The ad was taken out by the Freedom From Religion Foundation, an American atheist group, which, according to their site, is a home for freethinkers, atheists, agnostics and other skeptics.”

It is a direct response to the reaction of mainly Catholic and orthodox Protestants to the Obama contraception mandate that will force religious universities and hospitals to provide free birth control pills, morning after pills and sterilization services even if it goes the tenets of the faith.

Particularly vocal on the issue has been Cardinal Timothy Dolan, the Archbishop of New York and head of the powerful United States Conference of Catholic Bishops. 

It is also the American Catholic Church that has the preponderance of universities and hospitals in the United States.

They have protested loudly and are in the midst of trying to get the Congress to stop what they call an assault on their religious liberty.

At the moment there are at least seven states attorneys general that have taken the federal government to court over the issue and the Becket Fund For Religious Liberty is representing both Catholic and evangelical schools that are opposed to the mandate.

The group that placed the ad may have a fight with the Church over mandatory contraception service for its employees but it goes much further:

* The ad asks, among other things, why “liberal” and “nominal” Catholics are “aiding and abetting a church that has repeatedly engaged in a crusade to ban contraception?

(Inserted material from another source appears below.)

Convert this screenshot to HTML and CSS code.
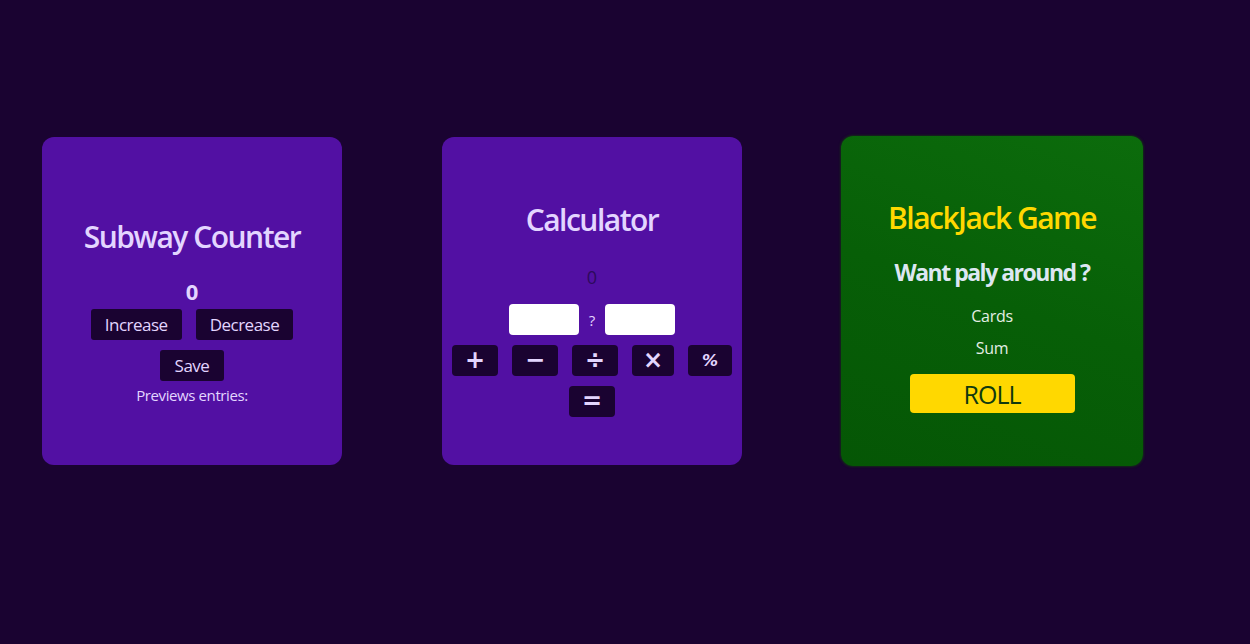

Really? The Church and allied Protestant groups are asking that religious institutions not be forced to provide services that go against their faith. They are not calling for a nationwide ban on contraception.

* It accuses the Church of creating acute misery, poverty, needless suffering, unwanted pregnancies, overpopulation, social evils and deaths.

Really? The Catholic Church in the U.S. feeds for free half its hungry citizens. Go into most major cities and North America and there will Catholic outreach for the sick and the homeless. In Africa, the Church has provided medicine, hospitals, schools and compassion. I could be wrong but I doubt if the Freedom from Religion Foundation has set up a hospital in Africa.

* It then adds that the “church hysterically claims that secular medical policy is on religious liberty.”

If the writers of this ad read their own Constitution they would find out it is an assault on religious freedom. Even Barack Obama has promised to look at a way to let religious institutions off the hook — though many doubt his sincerity.

* It then goes on to say, “Why put up with an institution that discriminates against half of humanity?”

They are referring to the roughly 600 million women who make up about half the Church. But women in the Church are there because they want to be and they serve as missionaries, nurses, doctors, theologians and teachers — among other roles.

Bill Donohue, head of the U.S. Catholic League for Religious and Civil Rights, has often been known to use his own hyperbole. 

But in this case, Mr. Donohue is dead right:

“Never has there been a more vicious anti-Catholic advertisement in a prominent American newspaper than the one in today’s New York Times by Freedom From Religion Foundation (FFRF). The demonization of Catholicism is palpable.”

Just imagine if this ad appeared about any other identifiable group. 

We would never hear the end of it. 

But Catholics, it seems, are fair game.